In determining. . . the hours for which an employee is employed, there shall be excluded any time spent in changing clothes or washing at the beginning or end of each workday which was excluded from measured working time during the week involved by the express terms of or by custom or practice under a bona fide collective-bargaining agreement applicable to the particular employee.

FLSA, Section 203(o). This allows the employer and the union – through collective bargaining – to decide whether changing clothes before or at the end of a workday is compensable time. U.S. Steel had such a collective bargaining agreement covering the workers who brought this claim. So the question for the Court was whether Mr.
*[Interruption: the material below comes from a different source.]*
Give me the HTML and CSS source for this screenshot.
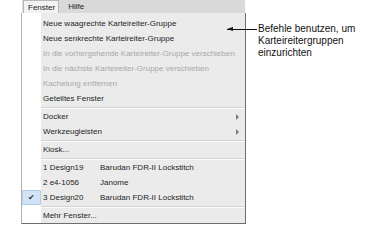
FILE: index.html
```
<!DOCTYPE html>
<html>
<head>
<meta charset="utf-8">
<link rel="stylesheet" href="styles.css">
</head>
<body>
<div class="page">
  <div class="window">
    <div class="menubar">
      <span class="tab active">Fenster</span>
      <span class="tab">Hilfe</span>
    </div>
    <div class="menu">
      <div class="item"><span class="gutter"></span><span class="label">Neue waagrechte Karteireiter-Gruppe</span></div>
      <div class="item"><span class="gutter"></span><span class="label">Neue senkrechte Karteireiter-Gruppe</span></div>
      <div class="item disabled"><span class="gutter"></span><span class="label">In die vorhergehende Karteireiter-Gruppe verschieben</span></div>
      <div class="item disabled"><span class="gutter"></span><span class="label">In die nächste Karteireiter-Gruppe verschieben</span></div>
      <div class="item disabled"><span class="gutter"></span><span class="label">Kachelung entfernen</span></div>
      <div class="item"><span class="gutter"></span><span class="label">Geteiltes Fenster</span></div>
      <div class="sep"></div>
      <div class="item"><span class="gutter"></span><span class="label">Docker</span><span class="arrow"></span></div>
      <div class="item"><span class="gutter"></span><span class="label">Werkzeugleisten</span><span class="arrow"></span></div>
      <div class="sep"></div>
      <div class="item"><span class="gutter"></span><span class="label">Kiosk...</span></div>
      <div class="sep"></div>
      <div class="item"><span class="gutter"></span><span class="label name">1 Design19</span><span class="label">Barudan FDR-II Lockstitch</span></div>
      <div class="item"><span class="gutter"></span><span class="label name">2 e4-1056</span><span class="label">Janome</span></div>
      <div class="item"><span class="gutter checked">&#10004;</span><span class="label name">3 Design20</span><span class="label">Barudan FDR-II Lockstitch</span></div>
      <div class="sep"></div>
      <div class="item"><span class="gutter"></span><span class="label">Mehr Fenster...</span></div>
    </div>
  </div>
  <div class="callout">
    <div class="pointer"><span class="head"></span></div>
    <p class="note">Befehle benutzen, um<br>Karteireitergruppen<br>einzurichten</p>
  </div>
</div>
</body>
</html>
```
FILE: styles.css
```
html, body {
  margin: 0;
  padding: 0;
  background: #fff;
}
.page {
  position: relative;
  width: 374px;
  height: 241px;
  overflow: hidden;
  font-family: "Liberation Sans", Arial, sans-serif;
}
.window {
  margin-left: 21px;
  width: 225px;
}
.menubar {
  display: flex;
  height: 13px;
  margin-left: 1px;
  width: 223px;
  background: #d9d9d9;
  font-size: 8px;
  color: #222;
}
.tab {
  display: flex;
  align-items: center;
  height: 13px;
  box-sizing: border-box;
  white-space: nowrap;
}
.tab.active {
  margin-left: 1px;
  padding: 0 3px 0 4px;
  background: #f2f2f2;
  border: 1px solid #b8b8b8;
  border-bottom: none;
}
.tab + .tab {
  padding-left: 9px;
}
.menu {
  border: 1px solid #b0b0b0;
  border-right-color: #6e6e6e;
  border-bottom-color: #6e6e6e;
  border-top: none;
  padding-top: 3px;
  height: 211px;
  box-sizing: border-box;
  background: linear-gradient(to right, #fff 19px, #ebebeb 19px);
  font-size: 8px;
  color: #1e1e1e;
}
.item {
  display: flex;
  align-items: center;
  height: 15px;
}
.item.disabled {
  color: #a8a8a8;
}
.gutter {
  width: 19px;
  height: 15px;
  flex: none;
  box-sizing: border-box;
}
.gutter.checked {
  background: #d3e3f6;
  border: 1px solid #b4cdeb;
  color: #2a3a55;
  font-size: 8px;
  display: flex;
  align-items: center;
  justify-content: center;
}
.label {
  padding-left: 2px;
  white-space: nowrap;
}
.label.name {
  width: 55px;
  flex: none;
}
.arrow {
  margin-left: auto;
  margin-right: 6px;
  width: 0;
  height: 0;
  border-top: 3px solid transparent;
  border-bottom: 3px solid transparent;
  border-left: 3px solid #7a7a7a;
}
.sep {
  height: 3px;
  margin-left: 19px;
  display: flex;
  flex-direction: column;
  justify-content: center;
}
.sep::before {
  content: "";
  height: 1px;
  background: #d4d4d4;
  border-bottom: 1px solid #fbfbfb;
}
.callout {
  position: absolute;
  left: 227px;
  top: 23px;
  display: flex;
  align-items: flex-start;
}
.pointer {
  position: relative;
  width: 30px;
  height: 1px;
  margin-top: 6px;
  background: #111;
}
.head {
  position: absolute;
  left: 0;
  top: -2px;
  width: 0;
  height: 0;
  border-top: 2.5px solid transparent;
  border-bottom: 2.5px solid transparent;
  border-right: 6px solid #111;
}
.note {
  margin: 0 0 0 1px;
  font-size: 10px;
  line-height: 12px;
  color: #111;
}
```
Sandifer’s putting on and taking off the various items was “changing clothes.”

After much ado over the definition of both “changing” and “clothes”, the Court held that putting on and taking off the flame-retardant jacket, pants, and hood; the hardhat; snood; wristlets; work gloves; leggings; and metatarsal boots fell within the definition of changing clothes. Time spent on these activities was not compensable due to the language in the union contract.

But, time spent putting on and taking off the safety glasses and ear plugs did not constitute “changing clothes” and was not covered by the U.S. Steel union contract’s provision. So, that time would be compensable under the normal provisions of the FLSA. (The Court found that the respirator was used only during the work day and therefore was not at issue.)

The Court was sensitive to the practical effect of such a decision. Would the lower (trial) courts be left to parse between the 2 minutes it took to put on boots and wristlets versus the 28 seconds to put on glasses and ear plugs? Who would time the activities? The Court came up with an integrated approach by which the trial courts could answer one question.

The question for courts is whether the period at issue can, on the whole, be fairly characterized as “time spent in changing clothes or washing.” If an employee devotes the majority of the time in question to putting on and off equipment or other non-clothes items (perhaps a diver’s suit and tank) the entire period would not qualify as “time spent in changing clothes” under § 203(o), even if some clothes items were donned and doffed as well. But if the vast majority of the time is spent in donning and doffing “clothes” as we have defined that term, the entire period qualifies, and the time spent putting on and off other items need not be subtracted.

In the case of U.S. Steel, the Court found that the time spent with safety glasses and ear plugs was minimal. The majority of the time would be spent “changing clothes.” So, that falls within § 203(o) and the U.S. Steel union contract controls making that time not compensable. Under the Court’s integrated approach, the period of time on the whole would not be compensable.